FEW 16, 193b helm I || FEW 17, 413b *umbigân
Correction des sources :
 Source à corriger :
  suppression de l'article
Gdf 4, 447c
helenger, v. a.
« haler, tirer »
Rem. : Il conviendrait de supprimer l'entrée helenger v. a. « haler, tirer » du Gdf 4, 447c, ainsi que la proposition de reclassement de ce verbe, qui se trouve dans les Errata et Addenda du quatrième volume (Gdf 4, 798b). La citation corrigée en hel enger de SGillesP permet d'ajouter une seconde attestation à l'article hel s. m. « barre du gouvernail, timon » de Gdf 4, 447c, qui n'offre qu'un seul exemple, celui de BrutL. Par ailleurs, il faudrait biffer la donnée "Anorm. item un gouvernail garny de sa ferreure avecques deux hiaux pour icellui ; item deux hiaux (1382, Bréard 124, 126, Bb)" dans le FEW 23, 98b, Concept gouvernail.

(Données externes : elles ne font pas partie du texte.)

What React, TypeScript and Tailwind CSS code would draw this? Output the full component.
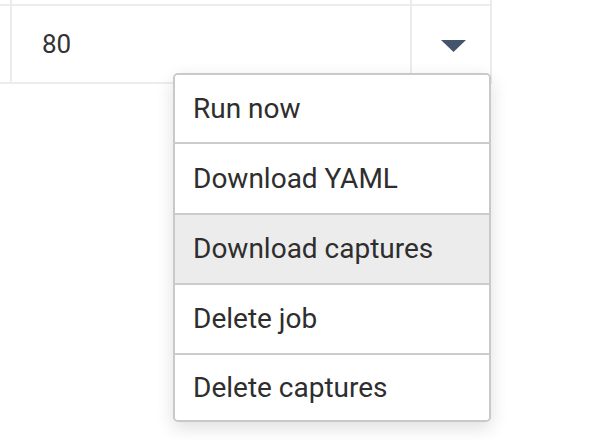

En effet, ces matériaux ont été rangés justement dans le FEW 16, 193b, helm, lequel accueille tacitement la correction hel enger SGilles 893 (l. 892) de Thomas et les attestations mfr. hiaux pl., relevées par ce dernier dans un document de 1383 (= 1382 |Bb], en fait 1384), cf. Romania 44, 348. Contrairement à ce qu'indique le FEW, l'attestation de 1494 (hyot [= LeTallE : aplustre]) signalée par Thomas n'illustre pas la forme plurielle hiaux.